エル・ヌサのカトリック司祭アカシオ・ベラウドリア師は、犠牲となっているのは、コロンビアのゲリラか麻薬商人からの報復から逃げ出した人々であると考えている。ベラウドリアは、報復を恐れて、「誰も見ず、誰も聞かず、誰も話をしない殺害」があるという。けれども、ゲリラたちは、コミュニティの中で別の役割も果たしていると司祭は述べる。政府の統制が弱い地域では、ゲリラは平和のための仲裁を行っており、町の人々は、土地を巡る争いをはじめとする対立の解決を求めて、ゲリラのもとへ訴えるという。地元の住民は、町の中で殺害が行われることに慣れてきたようにも見える。最近殺害があった場所から2ブロック程離れた場所で理容室を営むある理容師は、「殺害には慣れた」と述べた。

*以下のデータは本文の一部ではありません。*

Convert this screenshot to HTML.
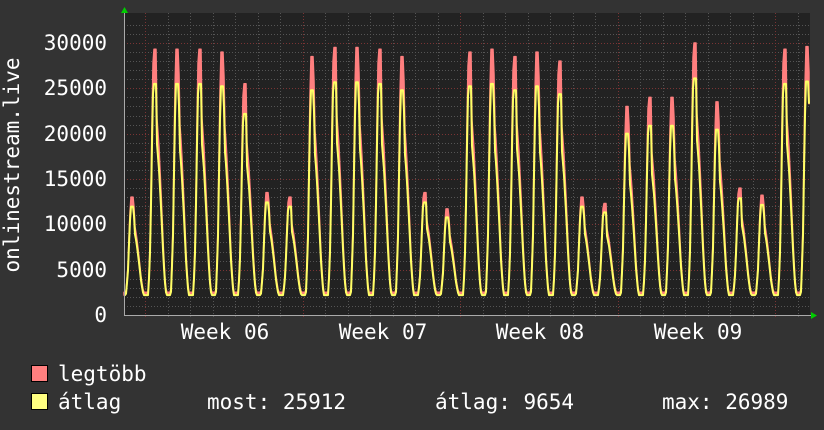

国境地帯に住む人々は、コロンビアの新大統領アレバロ・ウリベが、約束したゲリラへの攻撃を実行するならば、どうなるか考え緊張状態にある。誘拐と拉致の増加、さらなるゲリラの侵入、そして難民の発生を予期している。ベラウドリアは、コロンビア難民の「大規模な流出があるだろう」と述べ、さらに、「ゲリラ・グループも自らを守るために、国境を越えてくるかも知れない」と言う。彼の心配は、コロンビアとエクアドルの国境地帯で聞かれた心配と同じである。こちらの国境では、大規模な難民流出は起こらなかったが、武装集団による脅迫と暴力は増加したのである。「ウリベは国境を統制して、人々がこちら側にこないようにすべきだ」とメンデスは言う。

けれども、1400マイルにわたる国境地帯の大部分は、町から遠く離れており、山がつらなり、パトロールされていない。国境の町サン・アントニオのコロンビア領事ジルベルト・ゴメスは、「犯罪者が国境警備ポストを目にしたとしても、500メートル歩いて向こうにいけば、越境できることがわかっている」と述べる。彼はまた、国境地帯で犯される犯罪すべてについて、不当にコロンビア人のせいにされていると言う。

国境地帯のベネスエラ軍関係者は、ゲリラとの対立を望んでいない。ゲリラによるベネスエラ人兵士殺害の記憶−最後に起きたのは5年程前のことだが−は今も残っている。エル・ヌラ近くにある国境警備ポイントのある警備員は、ゲリラがベネスエラ軍兵士を虐殺し、喉を掻ききって舌を引き抜き、傷口に突っ込んだことを覚えている。国境に配置されているときに、川の逆側をゲリラの隊列が行進しているのを見たが何もしなかったという。「私は自分のライフルを構えられなかった」と彼は言う。「そうしても、問題が起きるだけだから」と。